Changement climatique et météorologique de la Terre

Les résultats pourraient combler les lacunes de la recherche sur le changement climatique et l’atmosphère au-delà des régions tropicales.

Selon une nouvelle étude menée par des scientifiques du Pacific Northwest National Laboratory (PNNL), les gaz dérivés du feuillage des plantes génèrent un phénomène atmosphérique jusqu’alors inconnu au-dessus de la forêt amazonienne. Cette découverte a des implications importantes pour la science atmosphérique et la modélisation du changement climatique.

“La forêt tropicale amazonienne constitue les poumons de la Terre, et cette étude relie les processus naturels de la forêt aux aérosols, aux nuages et à l’équilibre radiatif de la Terre d’une manière qui n’avait pas été reconnue auparavant”, a déclaré Manish Shrivastava, spécialiste des sciences de la Terre au PNNL et chercheur principal de l’étude.

La recherche a été récemment publiée dans le journal ACS Earth and Space Chemistry (Chimie de la Terre et de l’Espace).

Forêt amazonienne PNNL Graphique

Manish Shrivastava, spécialiste des sciences de la Terre au PNNL, et son équipe ont identifié un processus atmosphérique qui crée un type de particule fine au-dessus de la forêt amazonienne.
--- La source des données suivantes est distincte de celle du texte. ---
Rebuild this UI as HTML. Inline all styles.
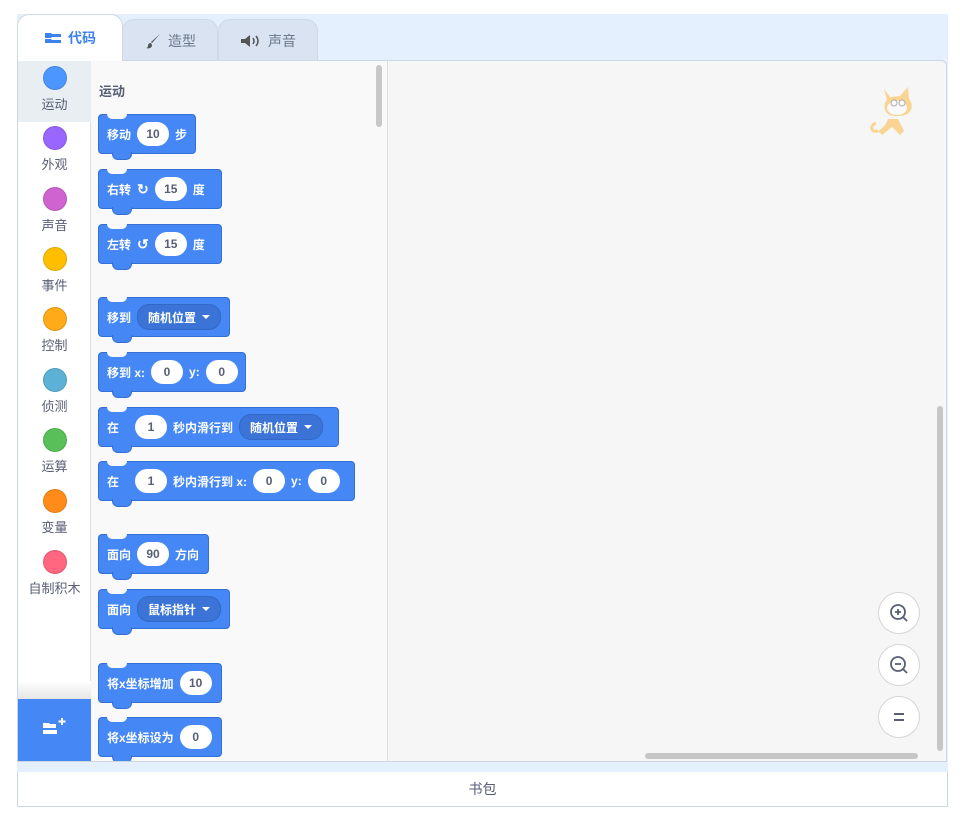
<!DOCTYPE html>
<html><head><meta charset="utf-8"><style>
*{box-sizing:border-box;margin:0;padding:0}
body{width:961px;height:826px;background:#fff;font-family:"Liberation Sans","Noto Sans CJK SC",sans-serif;position:relative;overflow:hidden}
.abs{position:absolute}
.bgblue{left:17px;top:14px;width:931px;height:758px;background:#e5f0ff}
.tab{position:absolute;top:19px;height:42px;border:1px solid #cfd8e6;border-bottom:none;border-radius:12px 12px 0 0;background:#d9e3f2;color:#6b778a;font-size:14px;display:flex;align-items:center;justify-content:center;gap:6px}
.tab.act{background:#fff;color:#3d82f0;font-weight:bold;z-index:3;top:14px;height:47px}
.panel{left:17px;top:60px;width:930px;height:702px;border:1px solid #cdd6e3;background:#fff;border-radius:0 6px 0 0;overflow:hidden}
.cats{left:0;top:0;width:73px;height:700px;background:#fff;border-right:1px solid #e0e0e0}
.cat{position:absolute;left:0;width:73px;text-align:center;font-size:13px;color:#575e75}
.cat i{display:block;width:24px;height:24px;border-radius:50%;margin:0 auto 4px;border:1px solid rgba(0,0,0,.12)}
.pal{left:73px;top:0;width:297px;height:700px;background:#f9f9f9;border-right:1px solid #ddd}
.code{left:370px;top:0;width:558px;height:700px;background:#f6f6f6}
.blk{position:absolute;left:80px;height:40px;background:#4587f5;border:1px solid #346fd6;border-radius:4px;color:#fff;font-size:12px;font-weight:bold;display:flex;align-items:center;padding-left:8px;gap:6px;white-space:nowrap}
.blk:before{content:"";position:absolute;left:8px;top:-1px;width:20px;height:5px;background:#f9f9f9;border-radius:0 0 6px 6px}
.blk:after{content:"";position:absolute;left:13px;bottom:-7px;width:18px;height:7px;background:#4587f5;border:1px solid #346fd6;border-top:none;border-radius:0 0 6px 6px}
.in{background:#fff;color:#575e75;border-radius:12px;height:24px;min-width:32px;padding:0 9px;display:inline-flex;align-items:center;justify-content:center;font-size:12px}
.dd{background:#3b74d6;border:1px solid #3069c8;border-radius:12px;height:26px;padding:0 10px;display:inline-flex;align-items:center;gap:6px}
.dd b{width:0;height:0;border-left:4px solid transparent;border-right:4px solid transparent;border-top:4px solid #fff}
.zb{position:absolute;left:490px;width:42px;height:42px;border-radius:50%;background:#fff;border:1px solid #d5d5d5}
</style></head><body>
<div class="abs bgblue"></div>
<div class="tab act" style="left:17px;width:106px"><svg width="18" height="12" viewBox="0 0 18 12"><path d="M1 1h6l1 1h9v3H8l-1 1H1z M1 7h6l1 1h9v3H1z" fill="#3d82f0"/></svg>代码</div>
<div class="tab" style="left:122px;width:96px"><svg width="18" height="18" viewBox="0 0 18 18"><path d="M16 2 8 11l-1-1z M7 11c-2 0-3 1-3 3 0 1-1 2-2 2 3 1 6 0 6-3z" fill="#555"/></svg>造型</div>
<div class="tab" style="left:218px;width:100px"><svg width="22" height="14" viewBox="0 0 22 14"><path d="M1 5h4l5-4v12L5 9H1z" fill="#555"/><path d="M13 4q2 3 0 6M16 2q4 5 0 10" stroke="#555" stroke-width="1.5" fill="none"/></svg>声音</div>
<div class="abs panel">
 <div class="abs cats">
  <div class="abs" style="left:0;top:0;width:73px;height:61px;background:#e9eef2"></div>
  <div class="cat" style="top:5px"><i style="background:#4c97ff"></i>运动</div>
  <div class="cat" style="top:65px"><i style="background:#9966ff"></i>外观</div>
  <div class="cat" style="top:126px"><i style="background:#cf63cf"></i>声音</div>
  <div class="cat" style="top:186px"><i style="background:#ffbf00"></i>事件</div>
  <div class="cat" style="top:246px"><i style="background:#ffab19"></i>控制</div>
  <div class="cat" style="top:307px"><i style="background:#5cb1d6"></i>侦测</div>
  <div class="cat" style="top:367px"><i style="background:#59c059"></i>运算</div>
  <div class="cat" style="top:428px"><i style="background:#ff8c1a"></i>变量</div>
  <div class="cat" style="top:489px"><i style="background:#ff6680"></i>自制积木</div>
  <div class="abs" style="left:0;top:620px;width:73px;height:18px;background:linear-gradient(#fff,#e6e6e6)"></div>
  <div class="abs" style="left:0;top:638px;width:73px;height:62px;background:#4587f5"><svg style="position:absolute;left:24px;top:18px" width="26" height="22" viewBox="0 0 26 22"><path d="M1 6h6l1 1h6v4H1z M1 13h14v4H1z" fill="#fff"/><path d="M20 1v7M16.5 4.5h7" stroke="#fff" stroke-width="2"/></svg></div>
 </div>
 <div class="abs pal">
  <div class="abs" style="left:8px;top:20px;font-size:13px;font-weight:bold;color:#575e75">运动</div>
  <div class="abs" style="left:285px;top:4px;width:6px;height:62px;border-radius:3px;background:#c8c8c8"></div>
 </div>
 <div class="abs code">
  <svg class="abs" style="left:480px;top:22px" width="56" height="60" viewBox="0 0 56 60"><g opacity=".45"><path d="M16 6l6 8 10-1 8-9 1 12c4 4 4 12-2 15-6 3-16 3-20-1-4-4-3-10 0-13z" fill="#ffab19"/><ellipse cx="29" cy="25" rx="10" ry="7" fill="#fff"/><circle cx="26" cy="20" r="3" fill="#fff" stroke="#555"/><circle cx="34" cy="20" r="3" fill="#fff" stroke="#555"/><path d="M20 36c-2 6-6 10-10 12l4 4 10-8 8 8 4-4-6-12z" fill="#ffab19"/><path d="M8 40c-6 2-6 10 2 8" stroke="#ffab19" stroke-width="3" fill="none"/></g></svg>
  <div class="zb" style="top:531px"><svg width="40" height="40" viewBox="0 0 40 40"><circle cx="19" cy="19" r="7" stroke="#575e75" stroke-width="1.8" fill="none"/><path d="M24 24l4 4M19 16v6M16 19h6" stroke="#575e75" stroke-width="1.8"/></svg></div>
  <div class="zb" style="top:583px"><svg width="40" height="40" viewBox="0 0 40 40"><circle cx="19" cy="19" r="7" stroke="#575e75" stroke-width="1.8" fill="none"/><path d="M24 24l4 4M16 19h6" stroke="#575e75" stroke-width="1.8"/></svg></div>
  <div class="zb" style="top:635px"><svg width="40" height="40" viewBox="0 0 40 40"><path d="M15 17h10M15 23h10" stroke="#575e75" stroke-width="2"/></svg></div>
  <div class="abs" style="left:549px;top:345px;width:6px;height:345px;border-radius:3px;background:#c6c6c6"></div>
  <div class="abs" style="left:257px;top:692px;width:273px;height:6px;border-radius:3px;background:#c6c6c6"></div>
 </div>
 <div class="blk" style="top:53px;width:98px">移动 <span class="in">10</span> 步</div>
 <div class="blk" style="top:108px;width:124px">右转 <span style="font-size:14px">↻</span> <span class="in">15</span> 度</div>
 <div class="blk" style="top:163px;width:124px">左转 <span style="font-size:14px">↺</span> <span class="in">15</span> 度</div>
 <div class="blk" style="top:236px;width:132px">移到 <span class="dd">随机位置 <b></b></span></div>
 <div class="blk" style="top:291px;width:148px">移到 x: <span class="in">0</span> y: <span class="in">0</span></div>
 <div class="blk" style="top:346px;width:241px">在 &nbsp;&nbsp;<span class="in">1</span> 秒内滑行到 <span class="dd">随机位置 <b></b></span></div>
 <div class="blk" style="top:400px;width:257px">在 &nbsp;&nbsp;<span class="in">1</span> 秒内滑行到 x: <span class="in">0</span> y: <span class="in">0</span></div>
 <div class="blk" style="top:473px;width:111px">面向 <span class="in">90</span> 方向</div>
 <div class="blk" style="top:528px;width:132px">面向 <span class="dd">鼠标指针 <b></b></span></div>
 <div class="blk" style="top:602px;width:124px">将x坐标增加 <span class="in">10</span></div>
 <div class="blk" style="top:656px;width:124px">将x坐标设为 <span class="in">0</span></div>
</div>
<div class="abs" style="left:17px;top:772px;width:931px;height:35px;border:1px solid #cdd6e3;border-top:none;background:#fff;font-size:14px;color:#575e75;text-align:center;line-height:34px">书包</div>
</body></html>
Grâce à ce processus, les gaz semi-volatils, qui sont des composés chimiques naturels à base de carbone pouvant facilement se condenser pour former des particules fines dans la haute atmosphère, sont émis dans toute la forêt amazonienne par des processus chimiques internes et de surface jusqu’alors non reconnus. Crédit : Illustration de Nathan Johnson Pacific Northwest National Laboratory

Combler le manque de données

Shrivastava et ses collègues étudiaient les particules fines dans la haute atmosphère lorsqu’ils ont observé une différence significative entre leurs résultats et ce qui aurait été attendu sur la base des estimations des modèles atmosphériques existants. Une enquête plus approfondie a révélé que des interactions clés entre la forêt et l’atmosphère étaient absentes des modèles atmosphériques actuels qui régissent le nombre de particules fines dans la haute atmosphère.

Les chercheurs ont découvert un processus jusqu’alors méconnu impliquant des gaz semi-volatils produits par les plantes de la forêt amazonienne et transportés dans la haute atmosphère par les nuages. Ces gaz sont des composés chimiques naturels à base de carbone qui se condensent facilement dans la haute atmosphère pour créer de fines particules. Shrivastava affirme que cette méthode est particulièrement efficace pour produire des particules fines à haute altitude et à basse température. Ces particules fines refroidissent la terre en réduisant la quantité de lumière solaire qui l’atteint. Elles produisent également des nuages, qui influencent les précipitations et le cycle de l’eau.

“Sans une compréhension complète de la source semi-volatile des gaz organiques, nous ne pouvons tout simplement pas expliquer la présence et le rôle des composants clés des particules à haute altitude”, a déclaré Shrivastava.

Découverte cruciale dans les processus atmosphériques

Le projet de recherche de Shrivastava, financé par une bourse de recherche en début de carrière du Département de l’énergie (DOE), consistait à étudier la formation de particules d’aérosol connues sous le nom d’aérosols organiques secondaires d’isoprène-époxydiol (IEPOX-SOA), qui sont mesurées par des avions volant à différentes altitudes.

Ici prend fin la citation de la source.